Jesse Jarnow

some killed record reviews (greatest misses #9-12)

Four reviews from this year & last that fell through the cracks between issues, editors, and/or otherwise never made it entirely to print.


Provoked, perhaps, by Times New Viking’s scuzz-fidelity challenge, “Times New Viking vs. Yo La Tengo,” the Hoboken trio returns in their punchiest guise yet. Rehearsing for a stealth gig at Brooklyn’s Magnetic Field under the moniker the Condo Fucks, Fuckbook is a rude sequel to 1990’s whisper-heavy covers album, Fakebook. The Fucks shag ass through 11 deep cuts from the Kinks, the Zantees, the Flamin’ Groovies, and other garage faves whose names begin with definite articles. The crappy recording adds delirious fuzz, shouted backing harmonies coming out like power chords, power chords coming out otherworldly. Guitarist Ira Kaplan (as Kid Condo) is at his gnarliest, solos oversaturating into utter bliss. The Tengos’ sixth sense for covers has never been more unerring, nor–more importantly–more fun. Fuck!

Willie & the Wheel

Ironically, probably the best way to dig Willie Nelson’s new session of vintage Western swing is through the tiniest, tinniest computer speakers one can find. Recorded with veteran string masters Asleep at the Wheel and spearheaded by late Stax producer Jerry Wexler, who passed away last August, Willie and the Wheel is neither hit nor miss. And that’s a bummer, because a late-career disc of Nelson returning to Western swing should be awesome. But, despite all the weed, Willie’s voice has barely aged, and he never really stopped singing Western swing anyway, so his takes on sweet, familiar tunes like “Hesitation Blues” and “Sittin’ On Top of the World” are sweet and familiar and almost nothing more. The Wheel are crisp, but–just as with Nelson–it feels like just another session. Pumped through an iPhone, though, the recordings become three-dimensional, as if from a mysterious mirage of an old radio.

Preteen Weaponry

Though they recently issued the 7-inch Heads Ain’t Ready featuring the Grateful Dead’s “Cream Puff War” backed with “Cold Rain and Snow,” Brooklyn’s Oneida truly let their headiness blossom on Preteen Weaponry. Divided into three jams of roughly 13 minutes each, the music (credited to “Oneida members past, present, and future”) floats on double-drummer crests, subterranean keyboard studies, a few vocals (on “Part II”), and Boredoms-like ecstasy. Coalescing the shorter, silvery fragments of their decade-plus career into a tripped whole, the band moves without lead voices, letting waves of noise create movement above Sonic Youth gallops and fuzz drones. Atmospheric but never sleepy, Preteen Weaponry is allegedly the prelude to a triple album due next year. One hopes that heads will be ready by then.
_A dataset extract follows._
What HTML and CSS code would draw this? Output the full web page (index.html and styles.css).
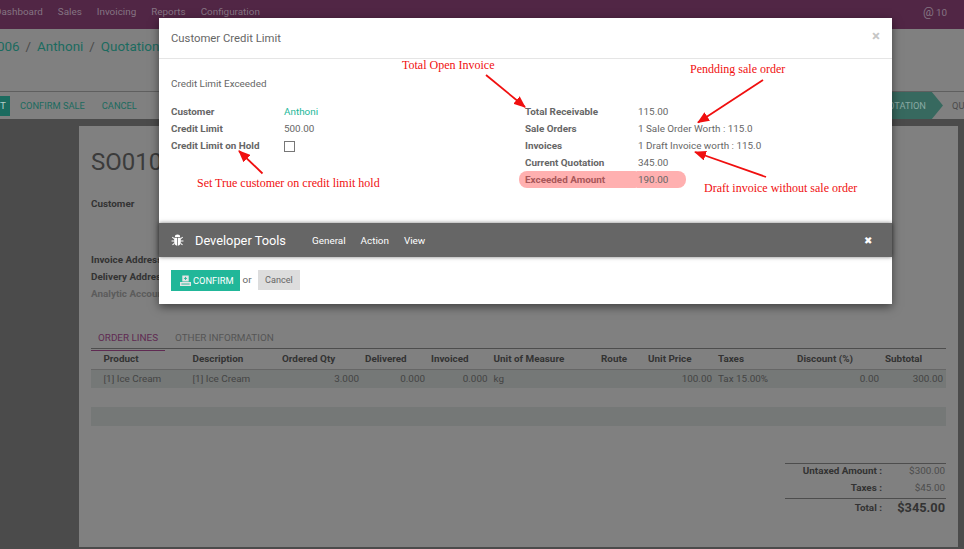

I ran an eighth-inch cable out of the headphone jack, ripped the encoded promo stream of the new Silversun Pickups album, Swoon, burned a dozen copies, and passed them around to the neighborhood kids. “The guitars sound like Sonic Youth,” said Thomas, 6, who’d just BitTorrented 3 GB of noise rock. “I like that they’re layered. But the drums are all, like, major label.” Irma, who is seven, made a face like she’d eaten a sour gum ball. “It sounds like music you’d, like, hear on TV or something,” she said, “like in an ad.” Later, though, a street party broke out, with Swoon as the soundtrack. Somebody uncapped a fire hydrant. And then an ice cream truck gave out free cones. The next day, the street was littered with CDs. “I didn’t even leak it,” Irma said, satisfied. “They taught us not to. I’m starting my own band. I’m indier than them, anyway.”